Rows from a dataset of pages and code:
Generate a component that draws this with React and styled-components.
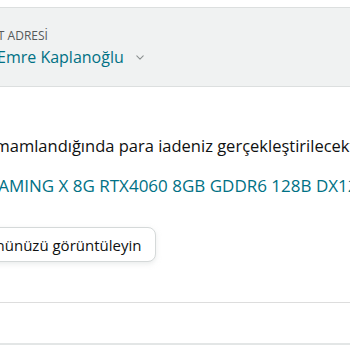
import styled, { createGlobalStyle } from "styled-components";

const GlobalStyle = createGlobalStyle`
    html, body {
        margin: 0;
        padding: 0;
        background: #ffffff;
    }
    body {
        font-family: "Open Sans", "Liberation Sans", sans-serif;
        color: #0f1111;
    }
`;

const App = () => {
    return (
        <Page>
            <GlobalStyle />
            <AddressBar>
                <Label shift={50}>TESLİMAT ADRESİ</Label>
                <NameRow shift={3}>
                    <Name>Emre Kaplanoğlu</Name>
                    <Chevron viewBox="0 0 10 6">
                        <path d="M1 1l4 4 4-4" />
                    </Chevron>
                </NameRow>
            </AddressBar>
            <Body>
                <Line shift={58}>İade tamamlandığında para iadeniz gerçekleştirilecektir.</Line>
                <ProductLink shift={48}>MSI GAMING X 8G RTX4060 8GB GDDR6 128B DX12</ProductLink>
                <Button shift={80}>İade ürününüzü görüntüleyin</Button>
            </Body>
            <Divider />
            <Footer />
        </Page>
    );
};

const Page = styled.div`
    width: 350px;
    height: 350px;
    overflow: hidden;
    padding-top: 7px;
    box-sizing: border-box;
`;

const AddressBar = styled.section`
    background: #f0f2f2;
    border-top: 1px solid #dcdfdf;
    border-bottom: 1px solid #dcdfdf;
    height: 80px;
    padding-top: 20px;
    box-sizing: border-box;
`;

const Label = styled.div`
    margin-left: -${(p) => p.shift}px;
    font-size: 12px;
    line-height: 16px;
    color: #565959;
    white-space: nowrap;
`;

const NameRow = styled.div`
    margin-left: -${(p) => p.shift}px;
    margin-top: 2px;
    display: flex;
    align-items: center;
    gap: 12px;
`;

const Name = styled.span`
    font-size: 16px;
    line-height: 22px;
    color: #007185;
    white-space: nowrap;
`;

const Chevron = styled.svg`
    width: 8px;
    height: 5px;
    fill: none;
    stroke: #8a8f8f;
    stroke-width: 1.3;
    stroke-linecap: round;
    stroke-linejoin: round;
`;

const Body = styled.div`
    padding-top: 47px;
    display: flex;
    flex-direction: column;
    align-items: flex-start;
`;

const Line = styled.p`
    margin: 0 0 0 -${(p) => p.shift}px;
    font-size: 16.5px;
    line-height: 24px;
    white-space: nowrap;
`;

const ProductLink = styled.a`
    margin: 16px 0 0 -${(p) => p.shift}px;
    font-size: 17px;
    line-height: 24px;
    color: #007185;
    white-space: nowrap;
    text-decoration: none;
`;

const Button = styled.button`
    margin: 29px 0 0 -${(p) => p.shift}px;
    height: 35px;
    padding: 0 14px 0 16px;
    border: 1px solid #d5d9d9;
    border-radius: 8px;
    background: #ffffff;
    box-shadow: 0 2px 5px rgba(213, 217, 217, 0.5);
    font-family: "Open Sans", "Liberation Sans", sans-serif;
    font-size: 15px;
    color: #0f1111;
    white-space: nowrap;
`;

const Divider = styled.hr`
    margin: 40px 0 0;
    border: 0;
    border-top: 1px solid #dddddd;
`;

const Footer = styled.div`
    margin-top: 40px;
    border-top: 2px solid #e3e6e6;
`;

export default App;
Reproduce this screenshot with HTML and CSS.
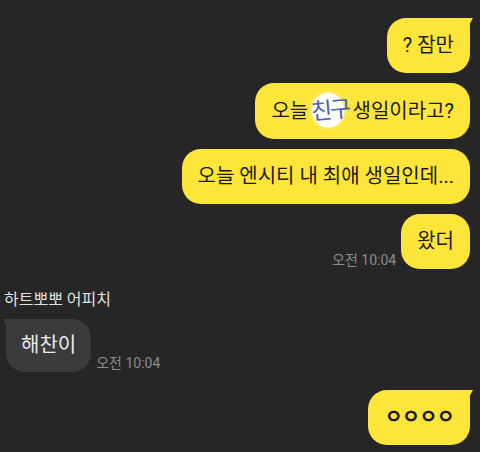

**What is asked**
Each entry shown above must be quoted exactly, with its pictures left out.

**Answer to the problem**
Generate a component that draws this with React and styled-components.
import styled, { createGlobalStyle } from "styled-components";

const GlobalStyle = createGlobalStyle`
    html, body {
        margin: 0;
        padding: 0;
        background: #ffffff;
    }
    body {
        font-family: "Open Sans", "Liberation Sans", sans-serif;
        color: #0f1111;
    }
`;

const App = () => {
    return (
        <Page>
            <GlobalStyle />
            <AddressBar>
                <Label shift={50}>TESLİMAT ADRESİ</Label>
                <NameRow shift={3}>
                    <Name>Emre Kaplanoğlu</Name>
                    <Chevron viewBox="0 0 10 6">
                        <path d="M1 1l4 4 4-4" />
                    </Chevron>
                </NameRow>
            </AddressBar>
            <Body>
                <Line shift={58}>İade tamamlandığında para iadeniz gerçekleştirilecektir.</Line>
                <ProductLink shift={48}>MSI GAMING X 8G RTX4060 8GB GDDR6 128B DX12</ProductLink>
                <Button shift={80}>İade ürününüzü görüntüleyin</Button>
            </Body>
            <Divider />
            <Footer />
        </Page>
    );
};

const Page = styled.div`
    width: 350px;
    height: 350px;
    overflow: hidden;
    padding-top: 7px;
    box-sizing: border-box;
`;

const AddressBar = styled.section`
    background: #f0f2f2;
    border-top: 1px solid #dcdfdf;
    border-bottom: 1px solid #dcdfdf;
    height: 80px;
    padding-top: 20px;
    box-sizing: border-box;
`;

const Label = styled.div`
    margin-left: -${(p) => p.shift}px;
    font-size: 12px;
    line-height: 16px;
    color: #565959;
    white-space: nowrap;
`;

const NameRow = styled.div`
    margin-left: -${(p) => p.shift}px;
    margin-top: 2px;
    display: flex;
    align-items: center;
    gap: 12px;
`;

const Name = styled.span`
    font-size: 16px;
    line-height: 22px;
    color: #007185;
    white-space: nowrap;
`;

const Chevron = styled.svg`
    width: 8px;
    height: 5px;
    fill: none;
    stroke: #8a8f8f;
    stroke-width: 1.3;
    stroke-linecap: round;
    stroke-linejoin: round;
`;

const Body = styled.div`
    padding-top: 47px;
    display: flex;
    flex-direction: column;
    align-items: flex-start;
`;

const Line = styled.p`
    margin: 0 0 0 -${(p) => p.shift}px;
    font-size: 16.5px;
    line-height: 24px;
    white-space: nowrap;
`;

const ProductLink = styled.a`
    margin: 16px 0 0 -${(p) => p.shift}px;
    font-size: 17px;
    line-height: 24px;
    color: #007185;
    white-space: nowrap;
    text-decoration: none;
`;

const Button = styled.button`
    margin: 29px 0 0 -${(p) => p.shift}px;
    height: 35px;
    padding: 0 14px 0 16px;
    border: 1px solid #d5d9d9;
    border-radius: 8px;
    background: #ffffff;
    box-shadow: 0 2px 5px rgba(213, 217, 217, 0.5);
    font-family: "Open Sans", "Liberation Sans", sans-serif;
    font-size: 15px;
    color: #0f1111;
    white-space: nowrap;
`;

const Divider = styled.hr`
    margin: 40px 0 0;
    border: 0;
    border-top: 1px solid #dddddd;
`;

const Footer = styled.div`
    margin-top: 40px;
    border-top: 2px solid #e3e6e6;
`;

export default App;
Reproduce this screenshot with HTML and CSS.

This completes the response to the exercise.